Another ‘blink and you missed it’ move: dismantling native vegetation laws
(will affect local environment plans)
It is traditional, Nationals Members of Parliament can always find someone to blame. Now that he doesn’t have a Federal labor government to blame, it seems Mr Barilaro has decided that everything’s my fault. One of Mr Barilaro’s recent media releases suggested that I don’t support farmers because Labor had voted to disallow the government’s changes to native vegetation laws. Let’s put aside the fact that in the last year the nationals have seen more than 66 agricultural extension officers lose their jobs, they’ve dismantled LHPAs, removed farmers input into the new Local Land Services (LLS), cut drought support and now are failing to address an increasing wild dog problem in the south.
We will just ignore those things for now and focus on native vegetation. Labor introduced native vegetation laws to try to regulate clearing of remnant native vegetation. Prior to the introduction of those laws we were seeing large areas cleared and that was contributing to very poor outcomes for biodiversity and environment overall.
I recognise that sometimes those laws were difficult and as a former Minister, I wasn’t opposed to working to try and make them more practical, however Labor felt some aspects of the new regulation have gone too far.
Natural regeneration of native vegetation to take a major hit – Back to the ‘50s opens door to major land clearing
Under Labor’s laws landholders could clear vegetation for most farm activities – building dams, fences, windmills, stockyards or farm roads and they could clear any regrowth that had occurred since 1 January 1990. With a Property Vegetation Plan (PVP) they could do much more, for example removing trees to get bigger more efficient levelled cropping areas etc.
The O’Farrell government’s new regulations wind the date for clearing regrowth back to 1950 (or 1943 in the Western division), that’s a wind back to a time where vegetation management was very different to today and it means potentially a major increase in land clearing. Let’s remember landholders were not prevented from land clearing in those areas. They just needed to do it consistent with a PVPs.

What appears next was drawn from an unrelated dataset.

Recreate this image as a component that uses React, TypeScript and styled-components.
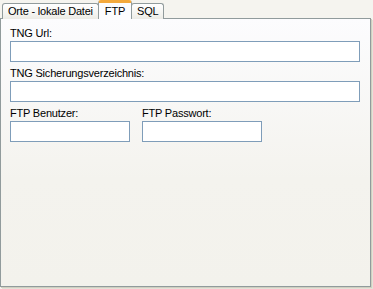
import React, { useState } from 'react';
import styled, { createGlobalStyle } from 'styled-components';

const GlobalStyle = createGlobalStyle`
  html, body {
    margin: 0;
    padding: 0;
    background: #f5f4ef;
  }
  body {
    font-family: Tahoma, "Liberation Sans", "DejaVu Sans", sans-serif;
    font-size: 11px;
    letter-spacing: -0.2px;
    color: #000000;
  }
`;

const tabs = ['Orte - lokale Datei', 'FTP', 'SQL'];

function App() {
  const [active, setActive] = useState(1);
  const [texts, setTexts] = useState({
    url: '',
    backup: '',
    user: '',
    password: '',
  });

  const handleTextChange = (field: string, e: React.ChangeEvent<HTMLInputElement>) => {
    setTexts({
      ...texts,
      [field]: e.target.value,
    });
  };

  return (
    <Window>
      <GlobalStyle />
      <TabRow>
        {tabs.map((t, i) => (
          <Tab key={t} $active={i === active} onClick={() => setActive(i)}>
            {t}
          </Tab>
        ))}
      </TabRow>
      <Panel>
        <Field>
          <Label>TNG Url:</Label>
          <TextBox $width={350} value={texts.url} onChange={(e) => handleTextChange('url', e)} />
        </Field>
        <Field>
          <Label>TNG Sicherungsverzeichnis:</Label>
          <TextBox $width={350} value={texts.backup} onChange={(e) => handleTextChange('backup', e)} />
        </Field>
        <Row>
          <Field>
            <Label>FTP Benutzer:</Label>
            <TextBox $width={120} value={texts.user} onChange={(e) => handleTextChange('user', e)} />
          </Field>
          <Field>
            <Label>FTP Passwort:</Label>
            <TextBox $width={120} type="password" value={texts.password} onChange={(e) => handleTextChange('password', e)} />
          </Field>
        </Row>
      </Panel>
    </Window>
  );
}

const Window = styled.div`
  width: 373px;
  height: 289px;
  display: flex;
  flex-direction: column;
  box-sizing: border-box;
`;

const TabRow = styled.div`
  display: flex;
  align-items: flex-end;
  height: 19px;
  padding-left: 2px;
`;

const Tab = styled.div<{ $active: boolean }>`
  box-sizing: border-box;
  height: ${(p) => (p.$active ? '19px' : '16px')};
  padding: ${(p) => (p.$active ? '2px 6px 0 6px' : '1px 5px 0 5px')};
  line-height: 13px;
  border: 1px solid #919b9c;
  border-bottom: none;
  border-top: ${(p) => (p.$active ? '3px solid #f4a93c' : '1px solid #919b9c')};
  border-radius: 3px 3px 0 0;
  background: ${(p) =>
    p.$active ? '#fcfcfe' : 'linear-gradient(#ffffff, #f3f3ef 70%, #ecebe5)'};
  position: relative;
  z-index: ${(p) => (p.$active ? 2 : 0)};
  margin-left: ${(p) => (p.$active ? '-1px' : '0')};
  margin-right: ${(p) => (p.$active ? '-1px' : '0')};
  cursor: default;
  white-space: nowrap;
  font-size: 11px;
`;

const Panel = styled.div`
  margin-top: -1px;
  width: 371px;
  height: 269px;
  box-sizing: border-box;
  border: 1px solid #919b9c;
  background: linear-gradient(#fcfcfe, #f4f3ee 60%, #f3f2ec);
  box-shadow: 1px 1px 0 #d0cfc0, 2px 2px 0 #e3e2d8;
  padding: 8px 0 0 9px;
  display: flex;
  flex-direction: column;
  gap: 5px;
`;

const Row = styled.div`
  display: flex;
  gap: 12px;
`;

const Field = styled.div`
  display: flex;
  flex-direction: column;
`;

const Label = styled.div`
  line-height: 13px;
  height: 13px;
  margin-bottom: 1px;
  white-space: nowrap;
`;

const TextBox = styled.input<{ $width: number }>`
  box-sizing: border-box;
  width: ${(p) => p.$width}px;
  height: 21px;
  border: 1px solid #7f9db9;
  background: #ffffff;
  margin: 0;
  padding: 1px 3px;
  font-family: inherit;
  font-size: 11px;
  outline: none;
`;

export default App;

The new laws also allow paddock trees, those remnant trees that provide shade for animals and shelter for birds, to be cleared without approval and they allow a much wider range of clearing for other farm purposes.
In any debate on native vegetation there is going to be a balance in this case labor feels the government has tipped the balance too far one way. As it happens, we lost the vote and the government’s new rules remain in place, so it does seem odd that Mr Barilaro thought it was vitally important to put out a media release on that, when there are so many other important issues for farmers that he has remained silent on.
In my last column I mentioned controversy over Crown lands and scare campaign about labor’s position on a bill to confirm Crown land leases. The good news is the Crown lands bill has now passed. Labor is happy that we have rectified the uncertainty over commercial leases on crown land (it never did affect not for profit groups) but that we have done so with a proper definition of “material harm” which we felt originally was very loose and gave the Minister a very wide discretion to allow uses never anticipated for crown reserves.
We are coming up to Christmas and I would like to take the opportunity to wish all readers a very happy Christmas. Be careful on our roads and enjoy the magic of time with family and friends.